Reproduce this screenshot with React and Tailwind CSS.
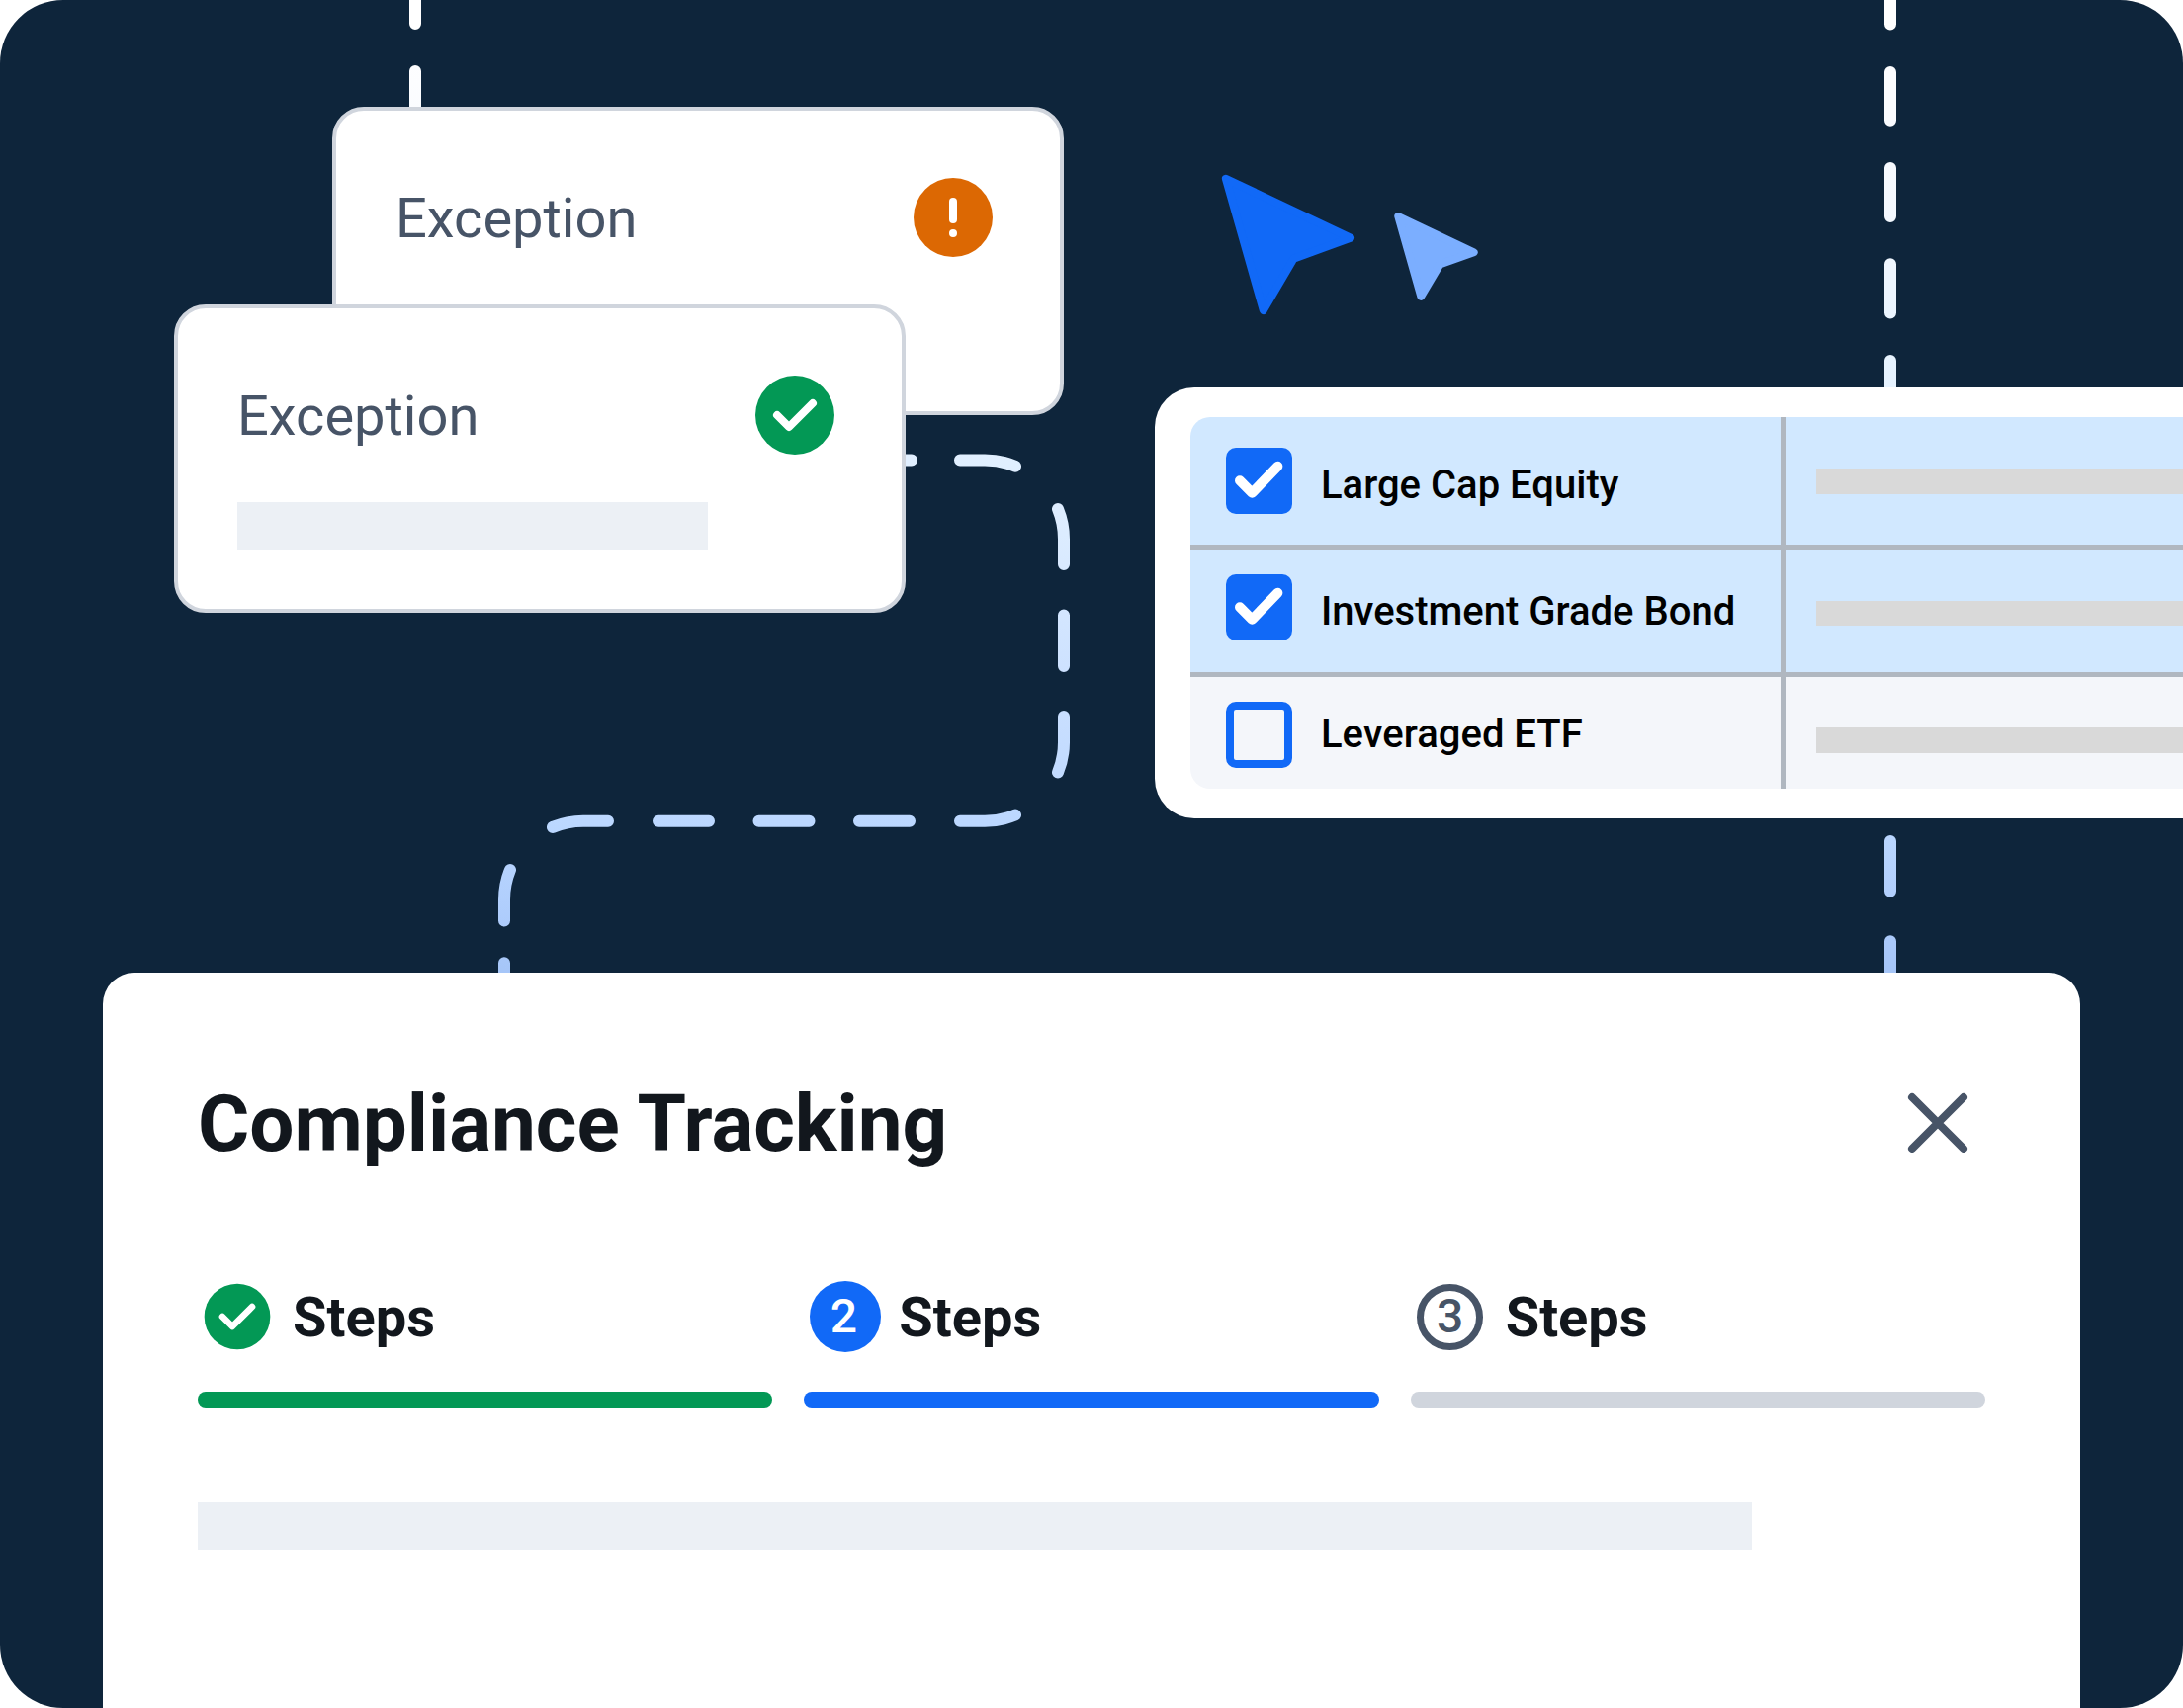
const rows = [
  {
    label: "Large Cap Equity",
    checked: true,
    row: "h-[134px] border-b-[5px] bg-[#d1e8ff]",
    box: "mt-[31px]",
    text: "mt-[46px]",
    bar: "mt-[52px]",
  },
  {
    label: "Investment Grade Bond",
    checked: true,
    row: "h-[128.5px] border-b-[5px] bg-[#d1e8ff]",
    box: "mt-[25px]",
    text: "mt-[40px]",
    bar: "mt-[51.5px]",
  },
  {
    label: "Leveraged ETF",
    checked: false,
    row: "h-[113.5px] bg-[#f4f6fa]",
    box: "mt-[25.5px]",
    text: "mt-[35.5px]",
    bar: "mt-[51.5px]",
  },
];

const steps = [
  { state: "done", bar: "bg-[#039855]" },
  { state: "active", number: 2, bar: "bg-[#1169f7]" },
  { state: "next", number: 3, bar: "bg-[#d0d5dd]" },
];

// DASHED CONNECTORS
function Connectors() {
  return (
    <svg className="absolute inset-0" width="2208" height="1728" viewBox="0 0 2208 1728" fill="none">
      <defs>
        <linearGradient id="line" gradientUnits="userSpaceOnUse" x1="0" y1="0" x2="0" y2="1000">
          <stop offset="0.03" stopColor="#ffffff" />
          <stop offset="0.2" stopColor="#f5f9ff" />
          <stop offset="0.38" stopColor="#e6f3ff" />
          <stop offset="0.54" stopColor="#dcecff" />
          <stop offset="0.7" stopColor="#cbe0ff" />
          <stop offset="0.83" stopColor="#bcd8ff" />
          <stop offset="0.91" stopColor="#b1cffd" />
          <stop offset="0.98" stopColor="#a6c6f8" />
        </linearGradient>
      </defs>
      <g stroke="url(#line)" strokeWidth="12" strokeLinecap="round">
        <path
          d="M420 -20V24M420 72V120
             M900 465.5H922
             M971 465.5H996A80 80 0 0 1 1027 471.7
             M1070 515A80 80 0 0 1 1076 546V571
             M1076 622.5V674
             M1076 725V750.5A80 80 0 0 1 1070 781.5
             M1027 824.5A80 80 0 0 1 996 830.7H971
             M920 830.7H869M818.5 830.7H767.5M717 830.7H666
             M615 830.7H590A80 80 0 0 0 559 836.9
             M516 880A80 80 0 0 0 510 911V931.5
             M510 974.3V1000"
        />
        <path d="M1912 -20V24.5M1912 73V121.7M1912 170V219M1912 267.3V316.5M1912 365V400M1912 851V901.7M1912 952.3V1000" />
      </g>
    </svg>
  );
}

function Pointers() {
  return (
    <svg className="absolute left-[1220px] top-[160px]" width="300" height="180" viewBox="1220 160 300 180" strokeWidth="8" strokeLinejoin="round">
      <path d="M1239.9 180.8L1366 240.7L1308.5 261.7L1277.8 314Z" fill="#1169f7" stroke="#1169f7" />
      <path d="M1414.3 219L1490.7 255.3L1456.3 267.6L1437.3 299.8Z" fill="#7baeff" stroke="#7baeff" />
    </svg>
  );
}

function WarningIcon() {
  return (
    <svg className="size-20" viewBox="0 0 80 80">
      <circle cx="40" cy="40" r="40" fill="#dc6803" />
      <path d="M40 24V42" stroke="#fff" strokeWidth="8" strokeLinecap="round" />
      <circle cx="40" cy="56" r="4" fill="#fff" />
    </svg>
  );
}

function SuccessIcon() {
  return (
    <svg className="size-20" viewBox="0 0 80 80">
      <circle cx="40" cy="40" r="40" fill="#039855" />
      <path d="M22 40L34 52L58 28" fill="none" stroke="#fff" strokeWidth="8" strokeLinecap="round" strokeLinejoin="round" />
    </svg>
  );
}

function Checkbox({ checked }) {
  if (!checked) {
    return <div className="size-[67px] rounded-[10px] border-8 border-[#1169f7]" />;
  }
  return (
    <div className="size-[67px] rounded-[10px] bg-[#1169f7]">
      <svg viewBox="0 0 67 67">
        <path d="M14 33.3L26.4 45.7L52.4 18.8" fill="none" stroke="#fff" strokeWidth="10" strokeLinecap="round" strokeLinejoin="round" />
      </svg>
    </div>
  );
}

function StepIcon({ state, number }) {
  if (state === "done") {
    return (
      <svg className="size-20" viewBox="0 0 24 24">
        <circle cx="12" cy="12" r="10" fill="#039855" />
        <path d="M7.5 12L10.5 15L16.5 9" fill="none" stroke="#fff" strokeWidth="2" strokeLinecap="round" strokeLinejoin="round" />
      </svg>
    );
  }
  if (state === "active") {
    return (
      <div className="ml-[5.5px] mr-[2.5px] flex size-[72px] items-center justify-center rounded-full bg-[#1169f7] pr-[3px] text-[48px] leading-none font-medium text-white">
        {number}
      </div>
    );
  }
  return (
    <div className="mx-[6.5px] flex size-[67px] items-center justify-center rounded-full border-7 border-[#475467] text-[48px] leading-none font-medium text-[#475467]">
      {number}
    </div>
  );
}

function App() {
  return (
    <div className="relative h-[1728px] w-[2208px] overflow-hidden rounded-[64px] bg-[#0e253b] font-['Roboto',sans-serif]">

      <Connectors />
      <Pointers />

      {/* EXCEPTION CARDS */}
      <div className="absolute left-[336px] top-[108px] h-[312px] w-[740px] rounded-[32px] border-4 border-[#d0d5dd] bg-white pt-[68px] pr-[68px] pl-[60px]">
        <div className="flex items-center justify-between">
          <span className="pt-0.5 text-[56px] leading-[64px] text-[#475467]">Exception</span>
          <WarningIcon />
        </div>
      </div>

      <div className="absolute left-[176px] top-[308px] h-[312px] w-[740px] rounded-[32px] border-4 border-[#d0d5dd] bg-white pt-[68px] pr-[68px] pl-[60px]">
        <div className="flex items-center justify-between">
          <span className="pt-0.5 text-[56px] leading-[64px] text-[#475467]">Exception</span>
          <SuccessIcon />
        </div>
        <div className="mt-12 h-12 w-[476px] bg-[#ecf0f5]" />
      </div>

      {/* FUND TABLE */}
      <div className="absolute left-[1168px] top-[392px] h-[436px] w-[1100px] rounded-[40px] bg-white py-[30px] pl-9">
        <div className="overflow-hidden rounded-l-[20px]">
          {rows.map((item) => (
            <div key={item.label} className={`flex border-[#b0b7c0] ${item.row}`}>
              <div className="flex w-[602px] gap-[29px] border-r-[5px] border-[#b0b7c0] pl-9">
                <div className={item.box}>
                  <Checkbox checked={item.checked} />
                </div>
                <span className={`text-[40px] leading-[46px] font-medium whitespace-nowrap text-black ${item.text}`}>
                  {item.label}
                </span>
              </div>
              <div className={`ml-[31px] h-[25.5px] flex-1 bg-[#d9d9d9] ${item.bar}`} />
            </div>
          ))}
        </div>
      </div>

      {/* COMPLIANCE PANEL */}
      <div className="absolute left-[104px] top-[984px] h-[744px] w-[2000px] rounded-t-[32px] bg-white px-24 pt-24">
        <div className="flex h-28 items-center justify-between">
          <h1 className="pt-0.5 text-[80px] leading-[96px] font-bold text-[#12171d]">Compliance Tracking</h1>
          <svg className="size-24" viewBox="0 0 96 96">
            <path d="M22 22L74 74M74 22L22 74" stroke="#475467" strokeWidth="8" strokeLinecap="round" />
          </svg>
        </div>

        <div className="mt-[100px] grid grid-cols-3 gap-8">
          {steps.map((step, index) => (
            <div key={index}>
              <div className="flex h-20 items-center gap-4">
                <StepIcon state={step.state} number={step.number} />
                <span className="pt-0.5 text-[56px] leading-[64px] font-bold text-[#12171d]">Steps</span>
              </div>
              <div className={`mt-9 h-4 rounded-full ${step.bar}`} />
            </div>
          ))}
        </div>

        <div className="mt-24 h-12 w-[1572px] bg-[#ecf0f5]" />
      </div>

    </div>
  );
}

export default App;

* [Set exercise] Set down the material above as is, without any pictures.

* [Full answer]
Reproduce this screenshot with React and Tailwind CSS.
const rows = [
  {
    label: "Large Cap Equity",
    checked: true,
    row: "h-[134px] border-b-[5px] bg-[#d1e8ff]",
    box: "mt-[31px]",
    text: "mt-[46px]",
    bar: "mt-[52px]",
  },
  {
    label: "Investment Grade Bond",
    checked: true,
    row: "h-[128.5px] border-b-[5px] bg-[#d1e8ff]",
    box: "mt-[25px]",
    text: "mt-[40px]",
    bar: "mt-[51.5px]",
  },
  {
    label: "Leveraged ETF",
    checked: false,
    row: "h-[113.5px] bg-[#f4f6fa]",
    box: "mt-[25.5px]",
    text: "mt-[35.5px]",
    bar: "mt-[51.5px]",
  },
];

const steps = [
  { state: "done", bar: "bg-[#039855]" },
  { state: "active", number: 2, bar: "bg-[#1169f7]" },
  { state: "next", number: 3, bar: "bg-[#d0d5dd]" },
];

// DASHED CONNECTORS
function Connectors() {
  return (
    <svg className="absolute inset-0" width="2208" height="1728" viewBox="0 0 2208 1728" fill="none">
      <defs>
        <linearGradient id="line" gradientUnits="userSpaceOnUse" x1="0" y1="0" x2="0" y2="1000">
          <stop offset="0.03" stopColor="#ffffff" />
          <stop offset="0.2" stopColor="#f5f9ff" />
          <stop offset="0.38" stopColor="#e6f3ff" />
          <stop offset="0.54" stopColor="#dcecff" />
          <stop offset="0.7" stopColor="#cbe0ff" />
          <stop offset="0.83" stopColor="#bcd8ff" />
          <stop offset="0.91" stopColor="#b1cffd" />
          <stop offset="0.98" stopColor="#a6c6f8" />
        </linearGradient>
      </defs>
      <g stroke="url(#line)" strokeWidth="12" strokeLinecap="round">
        <path
          d="M420 -20V24M420 72V120
             M900 465.5H922
             M971 465.5H996A80 80 0 0 1 1027 471.7
             M1070 515A80 80 0 0 1 1076 546V571
             M1076 622.5V674
             M1076 725V750.5A80 80 0 0 1 1070 781.5
             M1027 824.5A80 80 0 0 1 996 830.7H971
             M920 830.7H869M818.5 830.7H767.5M717 830.7H666
             M615 830.7H590A80 80 0 0 0 559 836.9
             M516 880A80 80 0 0 0 510 911V931.5
             M510 974.3V1000"
        />
        <path d="M1912 -20V24.5M1912 73V121.7M1912 170V219M1912 267.3V316.5M1912 365V400M1912 851V901.7M1912 952.3V1000" />
      </g>
    </svg>
  );
}

function Pointers() {
  return (
    <svg className="absolute left-[1220px] top-[160px]" width="300" height="180" viewBox="1220 160 300 180" strokeWidth="8" strokeLinejoin="round">
      <path d="M1239.9 180.8L1366 240.7L1308.5 261.7L1277.8 314Z" fill="#1169f7" stroke="#1169f7" />
      <path d="M1414.3 219L1490.7 255.3L1456.3 267.6L1437.3 299.8Z" fill="#7baeff" stroke="#7baeff" />
    </svg>
  );
}

function WarningIcon() {
  return (
    <svg className="size-20" viewBox="0 0 80 80">
      <circle cx="40" cy="40" r="40" fill="#dc6803" />
      <path d="M40 24V42" stroke="#fff" strokeWidth="8" strokeLinecap="round" />
      <circle cx="40" cy="56" r="4" fill="#fff" />
    </svg>
  );
}

function SuccessIcon() {
  return (
    <svg className="size-20" viewBox="0 0 80 80">
      <circle cx="40" cy="40" r="40" fill="#039855" />
      <path d="M22 40L34 52L58 28" fill="none" stroke="#fff" strokeWidth="8" strokeLinecap="round" strokeLinejoin="round" />
    </svg>
  );
}

function Checkbox({ checked }) {
  if (!checked) {
    return <div className="size-[67px] rounded-[10px] border-8 border-[#1169f7]" />;
  }
  return (
    <div className="size-[67px] rounded-[10px] bg-[#1169f7]">
      <svg viewBox="0 0 67 67">
        <path d="M14 33.3L26.4 45.7L52.4 18.8" fill="none" stroke="#fff" strokeWidth="10" strokeLinecap="round" strokeLinejoin="round" />
      </svg>
    </div>
  );
}

function StepIcon({ state, number }) {
  if (state === "done") {
    return (
      <svg className="size-20" viewBox="0 0 24 24">
        <circle cx="12" cy="12" r="10" fill="#039855" />
        <path d="M7.5 12L10.5 15L16.5 9" fill="none" stroke="#fff" strokeWidth="2" strokeLinecap="round" strokeLinejoin="round" />
      </svg>
    );
  }
  if (state === "active") {
    return (
      <div className="ml-[5.5px] mr-[2.5px] flex size-[72px] items-center justify-center rounded-full bg-[#1169f7] pr-[3px] text-[48px] leading-none font-medium text-white">
        {number}
      </div>
    );
  }
  return (
    <div className="mx-[6.5px] flex size-[67px] items-center justify-center rounded-full border-7 border-[#475467] text-[48px] leading-none font-medium text-[#475467]">
      {number}
    </div>
  );
}

function App() {
  return (
    <div className="relative h-[1728px] w-[2208px] overflow-hidden rounded-[64px] bg-[#0e253b] font-['Roboto',sans-serif]">

      <Connectors />
      <Pointers />

      {/* EXCEPTION CARDS */}
      <div className="absolute left-[336px] top-[108px] h-[312px] w-[740px] rounded-[32px] border-4 border-[#d0d5dd] bg-white pt-[68px] pr-[68px] pl-[60px]">
        <div className="flex items-center justify-between">
          <span className="pt-0.5 text-[56px] leading-[64px] text-[#475467]">Exception</span>
          <WarningIcon />
        </div>
      </div>

      <div className="absolute left-[176px] top-[308px] h-[312px] w-[740px] rounded-[32px] border-4 border-[#d0d5dd] bg-white pt-[68px] pr-[68px] pl-[60px]">
        <div className="flex items-center justify-between">
          <span className="pt-0.5 text-[56px] leading-[64px] text-[#475467]">Exception</span>
          <SuccessIcon />
        </div>
        <div className="mt-12 h-12 w-[476px] bg-[#ecf0f5]" />
      </div>

      {/* FUND TABLE */}
      <div className="absolute left-[1168px] top-[392px] h-[436px] w-[1100px] rounded-[40px] bg-white py-[30px] pl-9">
        <div className="overflow-hidden rounded-l-[20px]">
          {rows.map((item) => (
            <div key={item.label} className={`flex border-[#b0b7c0] ${item.row}`}>
              <div className="flex w-[602px] gap-[29px] border-r-[5px] border-[#b0b7c0] pl-9">
                <div className={item.box}>
                  <Checkbox checked={item.checked} />
                </div>
                <span className={`text-[40px] leading-[46px] font-medium whitespace-nowrap text-black ${item.text}`}>
                  {item.label}
                </span>
              </div>
              <div className={`ml-[31px] h-[25.5px] flex-1 bg-[#d9d9d9] ${item.bar}`} />
            </div>
          ))}
        </div>
      </div>

      {/* COMPLIANCE PANEL */}
      <div className="absolute left-[104px] top-[984px] h-[744px] w-[2000px] rounded-t-[32px] bg-white px-24 pt-24">
        <div className="flex h-28 items-center justify-between">
          <h1 className="pt-0.5 text-[80px] leading-[96px] font-bold text-[#12171d]">Compliance Tracking</h1>
          <svg className="size-24" viewBox="0 0 96 96">
            <path d="M22 22L74 74M74 22L22 74" stroke="#475467" strokeWidth="8" strokeLinecap="round" />
          </svg>
        </div>

        <div className="mt-[100px] grid grid-cols-3 gap-8">
          {steps.map((step, index) => (
            <div key={index}>
              <div className="flex h-20 items-center gap-4">
                <StepIcon state={step.state} number={step.number} />
                <span className="pt-0.5 text-[56px] leading-[64px] font-bold text-[#12171d]">Steps</span>
              </div>
              <div className={`mt-9 h-4 rounded-full ${step.bar}`} />
            </div>
          ))}
        </div>

        <div className="mt-24 h-12 w-[1572px] bg-[#ecf0f5]" />
      </div>

    </div>
  );
}

export default App;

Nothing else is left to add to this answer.